Editorial | Texas attack on trans rights is putting people’s wellbeing at risk


Kaycee Orwig | Senior Staff Photographer

A protester holds a “Trans People Belong” sign during a June 2020 protest.

By The Pitt News Editorial Board

Transgender people have been demonized for a long time, and are often portrayed in a negative light by the media and entertainment industries.

They are often seen and categorized as “other,” and increasingly killed simply for being transgender — and trans people of color are at an even higher risk. A study conducted by the Williams Insitutute at the University of California at Los Angeles found that compared to cisgender people, trans people are more than four times as likely to be victims of a violent crime.

The White House condemned an order issued last Tuesday by Gov. Greg Abbott to have the Texas Department of Family and Protective Services investigate instances of gender-affirming care. The Biden administration said in a statement to ABC News that the “attack on loving parents who seek medical care for their transgender children is dangerous to the health of kids in Texas and part of much larger trend of conservative officials cynically attacking LGBTQI+ youth to score political points.”

The Texas order will not prevent gender transitioning or affirming procedures — which Abbott defines as “child abuse.” Instead, this will lead to more devastating consequences, including a ruinous effect on the mental health of trans people and their families. The Texas order and decisions like it will only make life for trans people inexcusably difficult while they try to live their most authentic and valid existences.

Despite the Biden administration’s disapproval of this order and legislation like it that attacks the rights of trans people, dozens of discriminatory anti-trans bills have been prosped in states across the country just this year. Seventeen anti-trans bills were enacted into law last year while many more were proposed. These figures coincide with 2021 recorded as the deadliest year for trans people on record, where a disproportionate amount of killings occur in the southern part of the country.

With 2022 predicted to potentially be the worst legislative year for trans people, as lawmakers propose and pass more directives and bills that infringe upon their lives, Americans must consider what’s at stake for those that these directives target.
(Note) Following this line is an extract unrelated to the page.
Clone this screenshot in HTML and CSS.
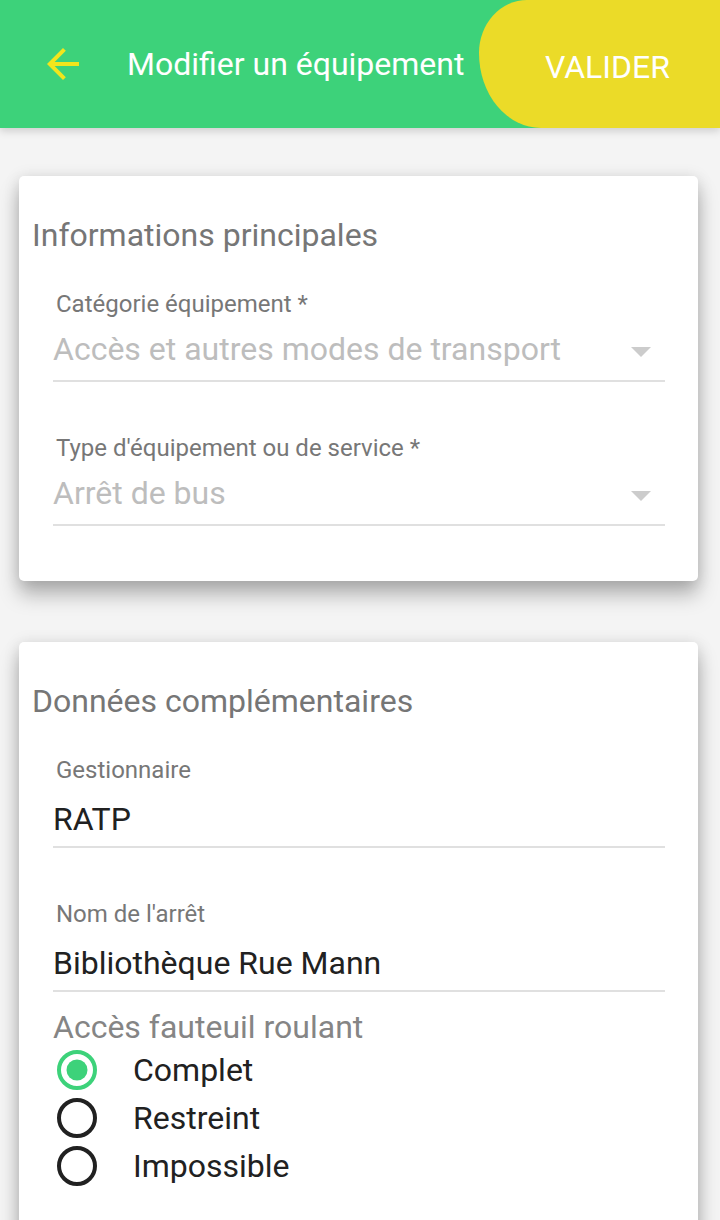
FILE: index.html
```html
<!DOCTYPE html>
<html lang="fr">
<head>
<meta charset="utf-8">
<title>Modifier un équipement</title>
<link rel="stylesheet" href="styles.css">
</head>
<body>
<header class="appbar">
  <div class="back">
    <svg width="48" height="48" viewBox="0 0 24 24"><path d="M20 11H7.83l5.59-5.59L12 4l-8 8 8 8 1.41-1.41L7.83 13H20v-2z" fill="#f2e51c"/></svg>
  </div>
  <h1 class="title">Modifier un équipement</h1>
  <div class="validate">VALIDER</div>
</header>
<main class="content">
  <section class="card">
    <h2 class="card-title">Informations principales</h2>
    <div class="field field-first">
      <label class="field-label">Catégorie équipement *</label>
      <div class="field-input field-select">
        <span class="placeholder">Accès et autres modes de transport</span>
        <svg class="caret" width="20" height="10" viewBox="0 0 20 10"><path d="M0 0h20L10 10z" fill="#cccccc"/></svg>
      </div>
    </div>
    <div class="field">
      <label class="field-label">Type d'équipement ou de service *</label>
      <div class="field-input field-select">
        <span class="placeholder">Arrêt de bus</span>
        <svg class="caret" width="20" height="10" viewBox="0 0 20 10"><path d="M0 0h20L10 10z" fill="#cccccc"/></svg>
      </div>
    </div>
  </section>
  <section class="card card-second">
    <h2 class="card-title">Données complémentaires</h2>
    <div class="field field-first">
      <label class="field-label">Gestionnaire</label>
      <div class="field-input field-text"><span class="value">RATP</span></div>
    </div>
    <div class="field">
      <label class="field-label">Nom de l'arrêt</label>
      <div class="field-input field-text"><span class="value">Bibliothèque Rue Mann</span></div>
    </div>
    <div class="legend">Accès fauteuil roulant</div>
    <div class="radio-group">
      <div class="radio-row">
        <svg class="radio" width="48" height="48" viewBox="0 0 48 48"><circle cx="24" cy="24" r="18" fill="none" stroke="#3dd27a" stroke-width="4"/><circle cx="24" cy="24" r="10.5" fill="#3dd27a"/></svg>
        <span class="radio-label">Complet</span>
      </div>
      <div class="radio-row">
        <svg class="radio" width="48" height="48" viewBox="0 0 48 48"><circle cx="24" cy="24" r="18" fill="none" stroke="#212121" stroke-width="4"/></svg>
        <span class="radio-label">Restreint</span>
      </div>
      <div class="radio-row">
        <svg class="radio" width="48" height="48" viewBox="0 0 48 48"><circle cx="24" cy="24" r="18" fill="none" stroke="#212121" stroke-width="4"/></svg>
        <span class="radio-label">Impossible</span>
      </div>
    </div>
  </section>
</main>
</body>
</html>
```
FILE: styles.css
```css
* { box-sizing: border-box; }
html, body {
  margin: 0;
  padding: 0;
  background: #f4f4f4;
  font-family: Roboto, "Liberation Sans", sans-serif;
}
.appbar {
  position: relative;
  z-index: 2;
  display: flex;
  align-items: center;
  height: 128px;
  background: #3dd27a;
  box-shadow: 0 3px 8px rgba(0, 0, 0, 0.16);
}
.back {
  flex: none;
  width: 48px;
  height: 48px;
  margin-left: 39px;
}
.back svg { display: block; }
.title {
  flex: 1;
  margin: 0 0 0 40px;
  font-size: 32px;
  font-weight: 400;
  line-height: 38px;
  color: #ffffff;
  white-space: nowrap;
}
.validate {
  flex: none;
  align-self: stretch;
  width: 241px;
  display: flex;
  align-items: center;
  padding: 6px 0 0 66px;
  background: #ebdb28;
  border-radius: 48px 0 0 62px / 53px 0 0 75px;
  font-size: 32px;
  line-height: 38px;
  color: #ffffff;
}
.content {
  padding: 48px 22px 0 19px;
}
.card {
  background: #ffffff;
  border-radius: 5px;
  padding: 40px 0 55px 0;
  box-shadow: 0 14px 20px rgba(0, 0, 0, 0.26), 0 2px 16px rgba(0, 0, 0, 0.13);
}
.card-second {
  margin-top: 61px;
  padding-bottom: 48px;
}
.card-title {
  margin: 0 0 0 13px;
  font-size: 32px;
  font-weight: 400;
  line-height: 38px;
  color: #767676;
}
.field {
  margin: 48px 33px 0 34px;
  padding-top: 6px;
  height: 96px;
  border-bottom: 2px solid #e0e0e0;
}
.field-first { margin-top: 32px; }
.field-label {
  display: block;
  margin: 0 0 0 3px;
  font-size: 24px;
  line-height: 24px;
  color: #777777;
}
.field-input {
  display: flex;
  align-items: center;
  height: 38px;
  font-size: 32px;
  line-height: 38px;
}
.field-select { margin-top: 14px; }
.field-text { margin-top: 18px; }
.placeholder {
  flex: 1;
  color: #bdbdbd;
  white-space: nowrap;
}
.value {
  flex: 1;
  color: #212121;
  white-space: nowrap;
}
.caret {
  flex: none;
  margin: 6px 14px 0 0;
}
.legend {
  margin: 16px 0 0 34px;
  font-size: 32px;
  line-height: 38px;
  color: #858585;
}
.radio-group {
  margin-left: 34px;
}
.radio-row {
  display: flex;
  align-items: center;
  height: 48px;
}
.radio { flex: none; display: block; }
.radio-label {
  margin-left: 32px;
  font-size: 32px;
  line-height: 38px;
  color: #212121;
}
```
If you find yourself making conclusions about trans issues without having ever met or spoken with someone who is transgender, you should reevaluate how your biases and prejudices are affecting not only trans people’s quality of life, but the state of it, too.
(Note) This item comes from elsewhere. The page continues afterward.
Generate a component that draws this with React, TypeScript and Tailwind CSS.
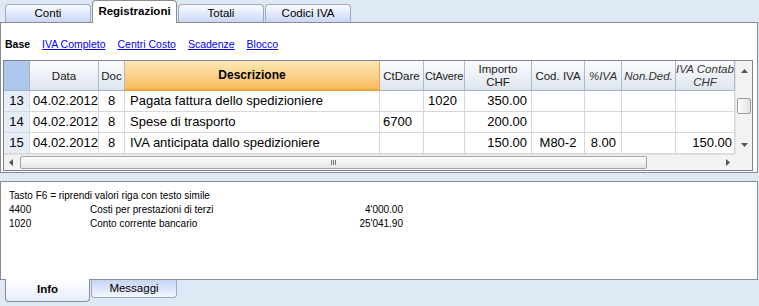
import React from "react";

const cols =
  "grid grid-cols-[26px_69px_26px_255px_44px_41px_67px_53px_37px_54px_59px]";

type Row = {
  n: number;
  data: string;
  doc: string;
  desc: string;
  dare: string;
  avere: string;
  importo: string;
  cod: string;
  iva: string;
  nonDed: string;
  contab: string;
};

const rows: Row[] = [
  { n: 13, data: "04.02.2012", doc: "8", desc: "Pagata fattura dello spedizioniere", dare: "", avere: "1020", importo: "350.00", cod: "", iva: "", nonDed: "", contab: "" },
  { n: 14, data: "04.02.2012", doc: "8", desc: "Spese di trasporto", dare: "6700", avere: "", importo: "200.00", cod: "", iva: "", nonDed: "", contab: "" },
  { n: 15, data: "04.02.2012", doc: "8", desc: "IVA anticipata dallo spedizioniere", dare: "", avere: "", importo: "150.00", cod: "M80-2", iva: "8.00", nonDed: "", contab: "150.00" },
];

const infoLines = [
  { code: "4400", desc: "Costi per prestazioni di terzi", amount: "4'000.00" },
  { code: "1020", desc: "Conto corrente bancario", amount: "25'041.90" },
];

const Arrow = ({ dir }: { dir: "up" | "down" | "left" | "right" }) => {
  const pts = {
    up: "0,4 3.5,0 7,4",
    down: "0,0 3.5,4 7,0",
    left: "4,0 0,3.5 4,7",
    right: "0,0 4,3.5 0,7",
  }[dir];
  const vertical = dir === "up" || dir === "down";
  return (
    <svg width={vertical ? 7 : 4} height={vertical ? 4 : 7} className="block">
      <polygon points={pts} fill="#555" />
    </svg>
  );
};

const TopTab = ({ label, active }: { label: string; active?: boolean }) =>
  active ? (
    <div className="relative z-10 h-[23px] w-[85px] rounded-t-[4px] border border-b-0 border-[#8c8c8c] bg-white flex items-center justify-center pb-[1px] text-[11.5px] font-bold text-black">
      {label}
    </div>
  ) : (
    <div className="mt-[4px] h-[18px] w-[86px] rounded-t-[4px] border border-b-0 border-[#9aa9c6] bg-linear-to-b from-[#fbfcff] to-[#c9d7f6] flex items-center justify-center text-[11.5px] text-black">
      {label}
    </div>
  );

const HeadCell = ({
  children,
  italic,
  className = "",
}: {
  children: React.ReactNode;
  italic?: boolean;
  className?: string;
}) => (
  <div
    className={`flex flex-col items-center justify-center overflow-hidden whitespace-nowrap border-r border-[#a9bbd3] border-b border-b-[#9fb3ce] bg-linear-to-b from-[#fbfcfe] to-[#dfe5ee] text-[11.5px] leading-[12px] text-[#1a1a1a] ${
      italic ? "italic text-[#333]" : ""
    } ${className}`}
  >
    {children}
  </div>
);

const Cell = ({
  children,
  className = "",
}: {
  children?: React.ReactNode;
  className?: string;
}) => (
  <div
    className={`flex items-center overflow-hidden whitespace-nowrap border-r border-b border-[#d8d8d8] text-[13px] text-black ${className}`}
  >
    {children}
  </div>
);

export default function App() {
  return (
    <div className="w-[759px] h-[306px] overflow-hidden bg-[#dee9f5] font-['Liberation_Sans',Arial,sans-serif] flex flex-col">
      {/* top tabs */}
      <div className="h-[22px] flex items-start pl-[5px] gap-[1px]">
        <TopTab label="Conti" />
        <TopTab label="Registrazioni" active />
        <TopTab label="Totali" />
        <TopTab label="Codici IVA" />
      </div>

      {/* main panel */}
      <div className="w-[758px] border border-[#8c8c8c] bg-white pl-[2px] pr-[4px] pb-[1px]">
        <div className="h-[37px] flex items-center gap-[12px] pt-[6px] pl-[2px] text-[10.5px]">
          <span className="font-bold text-black">Base</span>
          <span className="text-[#0000ee] underline">IVA Completo</span>
          <span className="text-[#0000ee] underline">Centri Costo</span>
          <span className="text-[#0000ee] underline">Scadenze</span>
          <span className="text-[#0000ee] underline">Blocco</span>
        </div>

        <div className="w-[750px] border border-[#7f8590]">
          <div className="flex">
            <div className="w-[731px]">
              <div className={`${cols} h-[30px]`}>
                <div className="bg-[#adc7ec] border-r border-b border-[#9fb3ce]" />
                <HeadCell>Data</HeadCell>
                <HeadCell>Doc</HeadCell>
                <div className="flex items-center justify-center border-r border-[#f0a440] border-b-2 border-b-[#f3a23a] bg-linear-to-b from-[#fde8b6] to-[#f7bb5a] text-[12px] font-bold text-black">
                  Descrizione
                </div>
                <HeadCell>CtDare</HeadCell>
                <HeadCell className="text-[11px] tracking-[-0.2px]">CtAvere</HeadCell>
                <HeadCell className="gap-[1px]">
                  <span>Importo</span>
                  <span>CHF</span>
                </HeadCell>
                <HeadCell>Cod. IVA</HeadCell>
                <HeadCell italic>%IVA</HeadCell>
                <HeadCell italic>Non.Ded.</HeadCell>
                <HeadCell italic className="gap-[1px]">
                  <span>IVA Contab</span>
                  <span>CHF</span>
                </HeadCell>
              </div>

              {rows.map((r) => (
                <div key={r.n} className={`${cols} h-[21px]`}>
                  <Cell className="justify-center bg-[#e5edf8] text-[11px]">{r.n}</Cell>
                  <Cell className="pl-[3px]">{r.data}</Cell>
                  <Cell className="justify-center">{r.doc}</Cell>
                  <Cell className="pl-[5px]">{r.desc}</Cell>
                  <Cell className="pl-[3px]">{r.dare}</Cell>
                  <Cell className="pl-[4px]">{r.avere}</Cell>
                  <Cell className="justify-end pr-[4px]">{r.importo}</Cell>
                  <Cell className="justify-center">{r.cod}</Cell>
                  <Cell className="justify-end pr-[5px]">{r.iva}</Cell>
                  <Cell className="justify-end pr-[4px]">{r.nonDed}</Cell>
                  <Cell className="justify-end pr-[2px]">{r.contab}</Cell>
                </div>
              ))}
            </div>

            {/* vertical scrollbar */}
            <div className="w-[17px] bg-[#f2f2f2] border-l border-[#e2e2e2] flex flex-col items-center">
              <div className="h-[18px] flex items-center justify-center mt-[1px]">
                <Arrow dir="up" />
              </div>
              <div className="mt-[18px] h-[16px] w-[14px] rounded-[2px] border border-[#9a9a9a] bg-linear-to-r from-[#fdfdfd] to-[#e2e2e2]" />
              <div className="flex-1" />
              <div className="h-[18px] flex items-center justify-center">
                <Arrow dir="down" />
              </div>
            </div>
          </div>

          {/* horizontal scrollbar */}
          <div className="flex h-[16px]">
            <div className="w-[731px] bg-[#f2f2f2] border-t border-[#e2e2e2] flex items-center">
              <div className="w-[14px] flex justify-center">
                <Arrow dir="left" />
              </div>
              <div className="ml-[2px] h-[13px] w-[627px] rounded-[2px] border border-[#a4a4a4] bg-linear-to-b from-[#fdfdfd] to-[#e4e4e4] flex items-center justify-center gap-[1px]">
                <div className="w-[1px] h-[5px] bg-[#777]" />
                <div className="w-[1px] h-[5px] bg-[#777]" />
                <div className="w-[1px] h-[5px] bg-[#777]" />
              </div>
              <div className="flex-1" />
              <div className="w-[14px] flex justify-center">
                <Arrow dir="right" />
              </div>
            </div>
            <div className="flex-1 bg-[#f2f2f2]" />
          </div>
        </div>
      </div>

      {/* info panel */}
      <div className="mt-[8px] w-[758px] h-[99px] border border-[#8c8c8c] bg-white pl-[8px] pt-[7px] text-[10px] leading-[14px] text-black">
        <div>Tasto F6 = riprendi valori riga con testo simile</div>
        {infoLines.map((l) => (
          <div key={l.code} className="flex">
            <span className="w-[81px]">{l.code}</span>
            <span className="w-[240px]">{l.desc}</span>
            <span className="w-[73px] text-right">{l.amount}</span>
          </div>
        ))}
      </div>

      {/* bottom tabs */}
      <div className="flex items-start pl-[5px] gap-[1px]">
        <div className="relative z-10 -mt-px h-[23px] w-[85px] rounded-b-[4px] border border-t-0 border-[#8c8c8c] bg-linear-to-b from-[#ffffff] to-[#e6ecf9] flex items-center justify-center text-[11.5px] font-bold text-black">
          Info
        </div>
        <div className="h-[18px] w-[86px] rounded-b-[4px] border border-t-0 border-[#9aa9c6] bg-linear-to-b from-[#c5d4f5] to-[#f4f7fe] flex items-center justify-center text-[11.5px] text-black">
          Messaggi
        </div>
      </div>
    </div>
  );
}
The decisions of politicians are not the only thing that matters here — it’s also the opinions of voters that matters, too. We vote these politicians into office and expect them to listen to their constituents, so it’s also our responsibility to be aware of the issues they’re voting on and legislation that’s passing.

Trans people are people and should live a fear-free existence. This is a matter of life or death in some situations, and we must evaluate these decisions as such.